• **WHAT TO PRODUCE**: Look below and pull out each line with the word "this".

• **SOURCE MATERIAL**:
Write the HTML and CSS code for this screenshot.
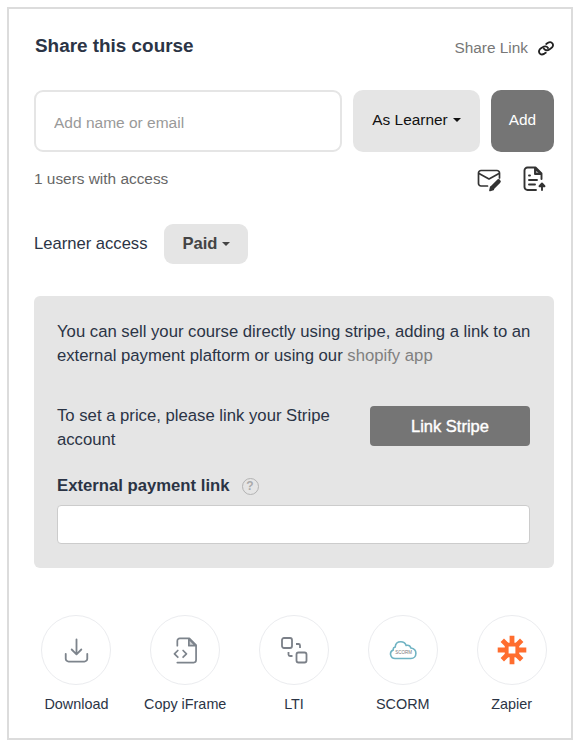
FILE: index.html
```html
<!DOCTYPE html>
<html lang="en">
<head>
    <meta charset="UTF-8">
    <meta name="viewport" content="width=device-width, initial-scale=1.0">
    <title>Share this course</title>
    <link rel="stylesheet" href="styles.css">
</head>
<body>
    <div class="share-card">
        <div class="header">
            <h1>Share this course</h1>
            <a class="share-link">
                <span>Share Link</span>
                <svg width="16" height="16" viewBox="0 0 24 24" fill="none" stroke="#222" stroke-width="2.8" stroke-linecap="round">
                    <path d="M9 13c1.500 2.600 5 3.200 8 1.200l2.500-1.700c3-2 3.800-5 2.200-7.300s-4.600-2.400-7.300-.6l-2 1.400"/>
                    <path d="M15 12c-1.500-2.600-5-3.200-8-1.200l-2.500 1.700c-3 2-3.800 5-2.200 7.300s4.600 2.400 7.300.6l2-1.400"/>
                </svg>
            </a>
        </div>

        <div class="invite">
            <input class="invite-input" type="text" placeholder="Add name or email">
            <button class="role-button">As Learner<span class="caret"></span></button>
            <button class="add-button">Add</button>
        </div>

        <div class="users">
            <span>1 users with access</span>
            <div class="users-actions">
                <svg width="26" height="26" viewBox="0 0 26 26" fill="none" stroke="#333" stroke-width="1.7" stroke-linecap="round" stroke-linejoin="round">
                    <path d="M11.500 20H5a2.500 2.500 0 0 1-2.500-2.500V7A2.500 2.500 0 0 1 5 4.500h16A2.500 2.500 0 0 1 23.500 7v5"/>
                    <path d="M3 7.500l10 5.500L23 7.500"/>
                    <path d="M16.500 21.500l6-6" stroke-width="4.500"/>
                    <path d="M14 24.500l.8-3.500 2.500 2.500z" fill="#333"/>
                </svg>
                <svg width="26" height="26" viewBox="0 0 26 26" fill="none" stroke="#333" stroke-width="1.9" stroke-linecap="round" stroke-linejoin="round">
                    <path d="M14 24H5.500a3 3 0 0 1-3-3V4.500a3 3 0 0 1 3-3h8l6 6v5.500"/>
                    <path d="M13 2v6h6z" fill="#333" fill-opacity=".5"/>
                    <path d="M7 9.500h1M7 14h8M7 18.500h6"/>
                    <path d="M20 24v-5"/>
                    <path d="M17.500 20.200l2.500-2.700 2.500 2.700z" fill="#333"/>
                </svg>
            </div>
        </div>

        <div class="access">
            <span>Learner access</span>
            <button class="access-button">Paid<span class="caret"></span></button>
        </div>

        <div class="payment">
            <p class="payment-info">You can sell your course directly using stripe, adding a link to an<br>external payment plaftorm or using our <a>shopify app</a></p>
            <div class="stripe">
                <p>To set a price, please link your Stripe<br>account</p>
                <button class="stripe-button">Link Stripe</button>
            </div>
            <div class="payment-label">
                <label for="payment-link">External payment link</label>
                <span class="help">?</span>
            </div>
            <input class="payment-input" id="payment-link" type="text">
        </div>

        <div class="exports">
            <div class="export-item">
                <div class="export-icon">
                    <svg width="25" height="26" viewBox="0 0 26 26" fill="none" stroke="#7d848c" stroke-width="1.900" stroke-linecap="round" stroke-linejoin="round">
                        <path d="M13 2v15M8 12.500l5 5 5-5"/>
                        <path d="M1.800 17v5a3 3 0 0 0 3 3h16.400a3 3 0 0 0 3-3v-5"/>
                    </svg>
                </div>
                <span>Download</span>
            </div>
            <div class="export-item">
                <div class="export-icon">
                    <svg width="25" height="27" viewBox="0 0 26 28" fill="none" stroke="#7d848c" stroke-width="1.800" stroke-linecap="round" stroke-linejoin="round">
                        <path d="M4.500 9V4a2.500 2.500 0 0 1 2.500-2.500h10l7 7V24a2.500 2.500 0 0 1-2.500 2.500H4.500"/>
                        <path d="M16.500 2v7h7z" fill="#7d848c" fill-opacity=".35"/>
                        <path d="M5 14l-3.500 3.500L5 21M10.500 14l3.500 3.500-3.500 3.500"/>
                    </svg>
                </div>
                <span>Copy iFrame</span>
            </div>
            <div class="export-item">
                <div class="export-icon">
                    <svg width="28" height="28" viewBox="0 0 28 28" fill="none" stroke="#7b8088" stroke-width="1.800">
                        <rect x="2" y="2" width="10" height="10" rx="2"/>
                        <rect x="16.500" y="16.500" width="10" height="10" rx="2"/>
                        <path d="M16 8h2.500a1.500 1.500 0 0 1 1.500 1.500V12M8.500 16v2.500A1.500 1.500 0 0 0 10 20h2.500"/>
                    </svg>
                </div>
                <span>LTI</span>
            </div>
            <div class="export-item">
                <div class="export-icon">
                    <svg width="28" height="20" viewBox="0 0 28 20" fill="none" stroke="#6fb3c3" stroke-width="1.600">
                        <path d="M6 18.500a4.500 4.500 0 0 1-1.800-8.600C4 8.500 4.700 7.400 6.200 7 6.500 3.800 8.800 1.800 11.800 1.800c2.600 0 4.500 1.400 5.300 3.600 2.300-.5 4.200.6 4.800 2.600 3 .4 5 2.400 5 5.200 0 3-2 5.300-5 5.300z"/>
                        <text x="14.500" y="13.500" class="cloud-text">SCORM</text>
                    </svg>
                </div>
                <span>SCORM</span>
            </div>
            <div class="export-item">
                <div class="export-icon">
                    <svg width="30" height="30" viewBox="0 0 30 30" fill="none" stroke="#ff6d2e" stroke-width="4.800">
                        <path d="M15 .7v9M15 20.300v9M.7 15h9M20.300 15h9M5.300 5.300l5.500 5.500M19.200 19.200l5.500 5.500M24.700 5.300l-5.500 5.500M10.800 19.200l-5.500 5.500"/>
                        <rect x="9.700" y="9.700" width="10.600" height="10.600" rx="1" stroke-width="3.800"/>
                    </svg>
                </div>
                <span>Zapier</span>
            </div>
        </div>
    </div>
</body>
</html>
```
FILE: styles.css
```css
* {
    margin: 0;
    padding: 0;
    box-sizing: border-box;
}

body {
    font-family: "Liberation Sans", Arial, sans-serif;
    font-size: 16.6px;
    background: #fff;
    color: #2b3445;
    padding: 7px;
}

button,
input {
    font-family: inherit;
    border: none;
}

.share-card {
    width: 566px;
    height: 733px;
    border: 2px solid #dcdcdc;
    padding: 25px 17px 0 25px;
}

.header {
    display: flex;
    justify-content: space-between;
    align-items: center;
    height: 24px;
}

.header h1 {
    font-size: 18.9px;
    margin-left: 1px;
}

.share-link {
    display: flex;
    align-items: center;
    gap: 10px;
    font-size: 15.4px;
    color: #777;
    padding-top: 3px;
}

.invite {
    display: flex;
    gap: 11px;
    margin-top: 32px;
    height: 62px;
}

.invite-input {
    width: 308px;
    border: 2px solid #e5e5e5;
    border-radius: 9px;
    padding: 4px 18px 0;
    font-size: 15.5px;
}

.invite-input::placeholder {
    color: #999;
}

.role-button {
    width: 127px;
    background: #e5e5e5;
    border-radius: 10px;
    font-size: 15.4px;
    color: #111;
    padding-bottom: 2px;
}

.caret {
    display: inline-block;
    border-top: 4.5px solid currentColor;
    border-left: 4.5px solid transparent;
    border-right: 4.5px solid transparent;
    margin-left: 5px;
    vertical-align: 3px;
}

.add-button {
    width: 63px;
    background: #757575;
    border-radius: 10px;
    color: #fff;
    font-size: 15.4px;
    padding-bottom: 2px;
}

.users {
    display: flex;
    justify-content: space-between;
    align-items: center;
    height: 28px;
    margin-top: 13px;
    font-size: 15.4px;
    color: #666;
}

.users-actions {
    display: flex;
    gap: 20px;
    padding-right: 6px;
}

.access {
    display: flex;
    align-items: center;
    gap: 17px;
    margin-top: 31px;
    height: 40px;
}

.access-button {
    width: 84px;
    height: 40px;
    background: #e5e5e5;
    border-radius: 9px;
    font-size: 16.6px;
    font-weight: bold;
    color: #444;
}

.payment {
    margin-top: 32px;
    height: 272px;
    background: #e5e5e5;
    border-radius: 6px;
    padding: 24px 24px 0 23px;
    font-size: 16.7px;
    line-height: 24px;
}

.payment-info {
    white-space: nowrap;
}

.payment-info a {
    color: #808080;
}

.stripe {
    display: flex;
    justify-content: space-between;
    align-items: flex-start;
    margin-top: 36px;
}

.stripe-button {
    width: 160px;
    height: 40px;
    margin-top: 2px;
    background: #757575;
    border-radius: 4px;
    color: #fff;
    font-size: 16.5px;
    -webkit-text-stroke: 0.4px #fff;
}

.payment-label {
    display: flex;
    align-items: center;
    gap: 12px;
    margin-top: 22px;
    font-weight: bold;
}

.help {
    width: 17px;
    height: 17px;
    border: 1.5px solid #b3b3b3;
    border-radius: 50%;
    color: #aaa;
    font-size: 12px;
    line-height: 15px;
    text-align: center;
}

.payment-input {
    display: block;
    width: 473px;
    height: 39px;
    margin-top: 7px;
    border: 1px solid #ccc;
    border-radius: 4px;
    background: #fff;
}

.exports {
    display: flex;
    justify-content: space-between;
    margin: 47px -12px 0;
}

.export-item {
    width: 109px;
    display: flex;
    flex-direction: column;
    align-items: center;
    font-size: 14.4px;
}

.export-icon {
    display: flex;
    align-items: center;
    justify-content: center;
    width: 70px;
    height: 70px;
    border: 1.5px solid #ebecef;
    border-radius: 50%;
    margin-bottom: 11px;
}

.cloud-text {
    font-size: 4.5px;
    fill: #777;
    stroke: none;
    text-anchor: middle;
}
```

• **RESPONSE**:
Write the HTML and CSS code for this screenshot.
    <title>Share this course</title>
            <h1>Share this course</h1>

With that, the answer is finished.